Mr. Rove has helped build that charisma into a political career for George W. Bush, securing his re-election last week in part by targeting four million evangelical Christians who did not vote four years ago. This time, they came out for President Bush.

"I think it's people who are concerned about the coarseness of our culture, about what they see on the television sets, what they see in the movies, what they read in the newspapers, how they see the values of the country, what they see as the future of our country," said Mr. Rove.

Mr. Rove told NBC television's "Meet the Press" that those voters turned out, because the Bush campaign focused on socially conservative issues including opposition to abortion and gay marriage.

"Marriage is a very important part of our culture and of our society," he explained. "If we want to have a hopeful and decent society, we ought to aim for the ideal, and the ideal is that marriage ought to be and should be a union of a man and a woman. We cannot allow activist judges to overturn that. We cannot allow activist local elected officials to thumb their nose at 5000 years of human history and determine that marriage is something else. The people have a right to be involved."

Political opponents often accuse Karl Rove of playing dirty tricks during the campaign season. In the 1970s, he stole opposition stationery to invite hundreds of homeless people to a Democratic Party reception, something Mr. Rove says was a youthful prank he regrets.

But there is no evidence supporting more serious accusations of exposing the name of a CIA agent married to a political opponent or of political sabotage of Senator John McCain when he ran against George W. Bush in the 2000 Republican primary in South Carolina.

President Bush calls Mr. Rove "Boy Genius," but the president's detractors call him "Bush's Brain."

Karl Rove has become such a White House fixture that the president's father told the BBC's David Frost that it was Mr. Rove who reassured him on election night when early exit polls showed Democrats ahead.

Mr. Rove told Fox News Channel that he was certain the early numbers would not hold up.

"I was on Air Force One, we were literally on final approach into Andrews (Air Force Base) and the phone connection kept cutting out," said Mr. Rove. "I was holding a piece of paper on my knee trying to scribble it down, holding the phone in the other hand. And I got sick as I wrote them down, and then when I looked at them, I got angry because they simply could not be true."

As a student of the presidency and the politics surrounding it, Mr. Rove's favorite election is the 1896 victory by President William McKinley, a Republican with keen advisors, who narrowly defeated a populist Democrat and established three decades of Republican dominance in Washington.

Mr. Rove has made no secret of his desire to engineer a similar sea change in the 21st century.

"Would I like to see the Republican Party be the dominant party for whatever time history gives it the chance to be? You bet. I believe in the principles of the Republican Party. I believe in limited government and the right of the individual to make choices, and in a strong national defense, and freedom and liberty as being the right of every person on the face of the earth," he added.

But Mr. Rove told NBC it is still too soon to say whether the president's re-election heralds a new era of Republican Party dominance.

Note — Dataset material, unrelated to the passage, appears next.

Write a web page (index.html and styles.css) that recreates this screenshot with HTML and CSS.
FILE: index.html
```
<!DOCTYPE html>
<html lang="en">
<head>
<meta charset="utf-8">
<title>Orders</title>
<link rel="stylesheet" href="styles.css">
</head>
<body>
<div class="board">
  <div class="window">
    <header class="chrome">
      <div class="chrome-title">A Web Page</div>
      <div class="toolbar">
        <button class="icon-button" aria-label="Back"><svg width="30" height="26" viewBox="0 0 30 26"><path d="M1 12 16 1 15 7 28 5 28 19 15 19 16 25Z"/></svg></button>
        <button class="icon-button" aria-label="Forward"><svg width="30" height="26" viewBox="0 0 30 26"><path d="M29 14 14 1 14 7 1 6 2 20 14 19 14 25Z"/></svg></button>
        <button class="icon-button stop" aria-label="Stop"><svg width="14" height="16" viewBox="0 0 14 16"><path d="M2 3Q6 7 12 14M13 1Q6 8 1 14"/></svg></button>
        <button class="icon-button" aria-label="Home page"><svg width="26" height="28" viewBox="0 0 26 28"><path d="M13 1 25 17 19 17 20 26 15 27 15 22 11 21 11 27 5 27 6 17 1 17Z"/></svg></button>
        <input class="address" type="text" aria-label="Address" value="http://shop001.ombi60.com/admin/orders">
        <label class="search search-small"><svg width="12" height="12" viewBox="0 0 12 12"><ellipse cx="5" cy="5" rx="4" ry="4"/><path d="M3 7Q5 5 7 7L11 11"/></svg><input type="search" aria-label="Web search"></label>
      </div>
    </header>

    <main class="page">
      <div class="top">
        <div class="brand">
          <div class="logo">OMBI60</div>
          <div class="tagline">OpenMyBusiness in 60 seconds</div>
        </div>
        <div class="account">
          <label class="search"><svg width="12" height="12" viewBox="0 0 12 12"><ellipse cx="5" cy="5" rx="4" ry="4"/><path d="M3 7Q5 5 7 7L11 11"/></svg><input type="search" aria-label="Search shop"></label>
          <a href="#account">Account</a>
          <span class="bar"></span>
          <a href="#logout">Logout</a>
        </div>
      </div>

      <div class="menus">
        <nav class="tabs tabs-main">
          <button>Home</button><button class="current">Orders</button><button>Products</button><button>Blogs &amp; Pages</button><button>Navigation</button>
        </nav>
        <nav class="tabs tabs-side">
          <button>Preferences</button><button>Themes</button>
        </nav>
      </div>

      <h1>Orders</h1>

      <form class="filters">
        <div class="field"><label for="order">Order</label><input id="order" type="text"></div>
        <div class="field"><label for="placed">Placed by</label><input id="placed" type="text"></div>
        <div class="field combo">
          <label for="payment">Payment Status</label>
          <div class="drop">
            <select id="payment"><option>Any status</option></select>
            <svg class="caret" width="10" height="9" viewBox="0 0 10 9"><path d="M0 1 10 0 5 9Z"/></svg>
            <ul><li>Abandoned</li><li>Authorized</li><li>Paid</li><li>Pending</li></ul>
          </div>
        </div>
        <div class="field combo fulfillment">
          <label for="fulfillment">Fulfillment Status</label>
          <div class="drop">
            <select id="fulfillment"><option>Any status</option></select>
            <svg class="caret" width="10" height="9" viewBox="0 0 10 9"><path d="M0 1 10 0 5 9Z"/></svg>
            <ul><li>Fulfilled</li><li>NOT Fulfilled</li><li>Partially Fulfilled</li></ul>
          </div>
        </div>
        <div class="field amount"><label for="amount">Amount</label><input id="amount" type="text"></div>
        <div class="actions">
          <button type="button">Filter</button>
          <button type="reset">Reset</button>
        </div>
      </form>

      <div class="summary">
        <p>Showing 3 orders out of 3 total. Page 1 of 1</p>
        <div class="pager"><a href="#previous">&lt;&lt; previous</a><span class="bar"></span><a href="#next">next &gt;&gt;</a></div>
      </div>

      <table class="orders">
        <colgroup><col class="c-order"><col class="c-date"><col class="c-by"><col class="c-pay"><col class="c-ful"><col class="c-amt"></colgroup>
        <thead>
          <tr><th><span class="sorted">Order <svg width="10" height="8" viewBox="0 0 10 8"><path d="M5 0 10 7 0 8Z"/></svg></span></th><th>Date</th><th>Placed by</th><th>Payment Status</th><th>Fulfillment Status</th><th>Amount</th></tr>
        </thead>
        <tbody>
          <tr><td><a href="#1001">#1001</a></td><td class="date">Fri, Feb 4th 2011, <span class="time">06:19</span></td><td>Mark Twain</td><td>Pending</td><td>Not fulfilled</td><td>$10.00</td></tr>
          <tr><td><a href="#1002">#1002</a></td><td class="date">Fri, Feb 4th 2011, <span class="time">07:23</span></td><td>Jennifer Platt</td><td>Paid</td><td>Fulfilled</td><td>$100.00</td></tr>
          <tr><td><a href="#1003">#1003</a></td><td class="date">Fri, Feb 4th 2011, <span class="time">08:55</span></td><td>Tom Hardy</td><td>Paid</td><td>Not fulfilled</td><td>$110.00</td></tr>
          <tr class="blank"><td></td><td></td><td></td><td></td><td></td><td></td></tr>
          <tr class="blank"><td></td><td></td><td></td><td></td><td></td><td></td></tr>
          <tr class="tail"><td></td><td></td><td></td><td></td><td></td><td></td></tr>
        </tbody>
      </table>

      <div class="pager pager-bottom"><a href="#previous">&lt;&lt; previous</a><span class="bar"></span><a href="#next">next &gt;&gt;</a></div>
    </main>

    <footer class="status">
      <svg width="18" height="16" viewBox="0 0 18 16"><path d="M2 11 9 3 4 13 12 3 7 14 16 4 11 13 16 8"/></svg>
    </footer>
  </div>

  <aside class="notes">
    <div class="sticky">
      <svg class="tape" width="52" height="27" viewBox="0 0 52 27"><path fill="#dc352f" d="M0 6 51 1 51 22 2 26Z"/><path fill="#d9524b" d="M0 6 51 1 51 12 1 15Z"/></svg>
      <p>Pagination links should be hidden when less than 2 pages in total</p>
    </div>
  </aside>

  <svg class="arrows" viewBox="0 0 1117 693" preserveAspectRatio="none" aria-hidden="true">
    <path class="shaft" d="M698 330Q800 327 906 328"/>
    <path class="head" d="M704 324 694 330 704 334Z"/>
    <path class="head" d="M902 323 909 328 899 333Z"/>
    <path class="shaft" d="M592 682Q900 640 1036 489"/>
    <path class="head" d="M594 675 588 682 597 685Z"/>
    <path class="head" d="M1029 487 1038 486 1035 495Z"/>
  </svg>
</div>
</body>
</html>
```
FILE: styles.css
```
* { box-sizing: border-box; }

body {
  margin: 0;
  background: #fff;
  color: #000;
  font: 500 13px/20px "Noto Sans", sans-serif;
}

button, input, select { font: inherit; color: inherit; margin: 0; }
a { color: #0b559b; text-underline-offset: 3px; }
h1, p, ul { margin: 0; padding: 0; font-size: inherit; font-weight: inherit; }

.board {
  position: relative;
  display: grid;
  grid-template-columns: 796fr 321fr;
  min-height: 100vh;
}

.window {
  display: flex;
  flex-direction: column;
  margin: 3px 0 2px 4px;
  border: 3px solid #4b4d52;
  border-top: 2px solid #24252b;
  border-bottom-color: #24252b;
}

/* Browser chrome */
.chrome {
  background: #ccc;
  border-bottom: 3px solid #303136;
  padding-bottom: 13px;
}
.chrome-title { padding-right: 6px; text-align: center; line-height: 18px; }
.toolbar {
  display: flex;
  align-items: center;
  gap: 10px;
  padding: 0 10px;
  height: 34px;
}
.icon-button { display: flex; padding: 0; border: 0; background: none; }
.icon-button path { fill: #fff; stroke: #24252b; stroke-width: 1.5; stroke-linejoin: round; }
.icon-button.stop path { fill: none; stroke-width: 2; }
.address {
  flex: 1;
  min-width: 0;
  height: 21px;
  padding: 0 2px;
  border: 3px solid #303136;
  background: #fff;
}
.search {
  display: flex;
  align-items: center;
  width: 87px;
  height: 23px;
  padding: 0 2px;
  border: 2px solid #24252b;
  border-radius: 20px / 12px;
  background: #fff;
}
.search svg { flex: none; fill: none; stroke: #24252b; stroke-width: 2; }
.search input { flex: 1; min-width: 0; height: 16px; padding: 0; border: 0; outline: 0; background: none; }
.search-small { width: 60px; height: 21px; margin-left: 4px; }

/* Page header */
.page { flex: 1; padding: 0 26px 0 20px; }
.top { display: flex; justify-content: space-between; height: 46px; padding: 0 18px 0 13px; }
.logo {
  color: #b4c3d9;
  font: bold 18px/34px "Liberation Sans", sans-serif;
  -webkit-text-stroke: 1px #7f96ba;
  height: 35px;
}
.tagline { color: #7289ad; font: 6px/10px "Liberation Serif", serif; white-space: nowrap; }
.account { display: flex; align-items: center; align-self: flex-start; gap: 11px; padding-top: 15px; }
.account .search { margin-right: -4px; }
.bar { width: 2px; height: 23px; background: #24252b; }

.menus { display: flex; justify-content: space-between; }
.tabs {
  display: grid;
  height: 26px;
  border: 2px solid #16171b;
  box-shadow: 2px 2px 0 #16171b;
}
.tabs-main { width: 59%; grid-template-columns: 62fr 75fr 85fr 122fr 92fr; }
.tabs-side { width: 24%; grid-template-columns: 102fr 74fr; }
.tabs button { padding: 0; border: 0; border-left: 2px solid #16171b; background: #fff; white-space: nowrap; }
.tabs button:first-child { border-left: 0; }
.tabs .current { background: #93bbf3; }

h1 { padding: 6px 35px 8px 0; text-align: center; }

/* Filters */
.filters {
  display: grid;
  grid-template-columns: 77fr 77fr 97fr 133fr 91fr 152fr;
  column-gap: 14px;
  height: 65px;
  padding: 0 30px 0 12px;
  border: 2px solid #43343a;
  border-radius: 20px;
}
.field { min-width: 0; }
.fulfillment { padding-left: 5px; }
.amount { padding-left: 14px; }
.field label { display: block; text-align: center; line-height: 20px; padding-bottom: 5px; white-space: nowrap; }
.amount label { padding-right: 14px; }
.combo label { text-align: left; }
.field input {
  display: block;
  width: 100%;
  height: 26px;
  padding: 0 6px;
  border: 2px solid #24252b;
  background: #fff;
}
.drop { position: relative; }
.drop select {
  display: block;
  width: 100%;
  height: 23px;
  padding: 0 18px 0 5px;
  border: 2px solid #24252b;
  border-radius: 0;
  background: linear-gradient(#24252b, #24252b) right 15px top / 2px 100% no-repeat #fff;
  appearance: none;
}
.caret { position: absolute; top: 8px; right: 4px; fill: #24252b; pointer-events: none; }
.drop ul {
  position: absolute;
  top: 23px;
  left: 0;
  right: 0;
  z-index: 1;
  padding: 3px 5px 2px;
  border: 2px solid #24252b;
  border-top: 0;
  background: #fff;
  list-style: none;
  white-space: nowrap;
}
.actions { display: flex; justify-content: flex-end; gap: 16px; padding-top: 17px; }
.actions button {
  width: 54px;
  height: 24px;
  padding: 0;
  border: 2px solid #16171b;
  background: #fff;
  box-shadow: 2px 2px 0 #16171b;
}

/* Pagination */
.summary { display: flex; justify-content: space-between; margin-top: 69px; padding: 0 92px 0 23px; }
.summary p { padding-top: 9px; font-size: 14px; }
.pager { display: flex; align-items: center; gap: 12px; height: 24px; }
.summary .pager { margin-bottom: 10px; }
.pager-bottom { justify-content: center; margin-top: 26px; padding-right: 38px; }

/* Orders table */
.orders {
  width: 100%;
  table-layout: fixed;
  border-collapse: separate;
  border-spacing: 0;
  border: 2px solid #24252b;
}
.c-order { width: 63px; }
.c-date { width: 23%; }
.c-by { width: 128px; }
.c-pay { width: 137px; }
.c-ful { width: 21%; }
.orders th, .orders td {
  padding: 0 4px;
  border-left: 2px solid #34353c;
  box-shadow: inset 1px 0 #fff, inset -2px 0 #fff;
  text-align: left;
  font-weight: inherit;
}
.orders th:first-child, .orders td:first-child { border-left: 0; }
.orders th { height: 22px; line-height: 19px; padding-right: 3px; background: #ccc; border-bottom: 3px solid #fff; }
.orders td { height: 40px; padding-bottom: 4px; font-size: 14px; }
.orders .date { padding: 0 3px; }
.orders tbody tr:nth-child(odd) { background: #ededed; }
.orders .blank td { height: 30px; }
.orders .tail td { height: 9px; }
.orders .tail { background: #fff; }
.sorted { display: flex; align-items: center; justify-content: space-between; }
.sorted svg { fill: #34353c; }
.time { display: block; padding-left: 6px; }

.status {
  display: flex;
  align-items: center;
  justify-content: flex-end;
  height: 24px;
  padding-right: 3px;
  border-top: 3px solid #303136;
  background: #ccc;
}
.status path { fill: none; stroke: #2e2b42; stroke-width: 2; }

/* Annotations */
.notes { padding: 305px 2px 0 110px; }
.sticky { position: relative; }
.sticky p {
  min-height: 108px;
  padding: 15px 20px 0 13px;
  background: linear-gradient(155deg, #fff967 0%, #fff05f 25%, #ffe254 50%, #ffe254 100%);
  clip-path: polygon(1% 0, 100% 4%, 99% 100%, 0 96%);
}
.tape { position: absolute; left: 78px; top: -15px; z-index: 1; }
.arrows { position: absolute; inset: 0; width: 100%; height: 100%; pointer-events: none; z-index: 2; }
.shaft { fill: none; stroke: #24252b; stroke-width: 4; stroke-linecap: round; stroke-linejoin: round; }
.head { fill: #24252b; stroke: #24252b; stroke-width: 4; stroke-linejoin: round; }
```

"We only knew that it was an election that realigned American politics years afterwards, and I think the same thing will be here," he noted. "It depends on how Republicans act in office. Does the president pursue the agenda upon which he won this election, and do Republicans in the House and the Senate work with the president and with Democrats to make some important changes in our economy and in our country."

With changes in the president's cabinet and staff for a second term, Karl Rove, the president's top political advisor, is not going anywhere. He calls President Bush a tremendously inspiring leader.

"I'm honored to serve the country in his administration," he said. "And I have great affection and respect for him. He is a remarkable individual."

A self-described very competitive guy, White House officials say Karl Rove is already looking at this year's election returns for insights into how more Republicans can win in the congressional elections in 2006.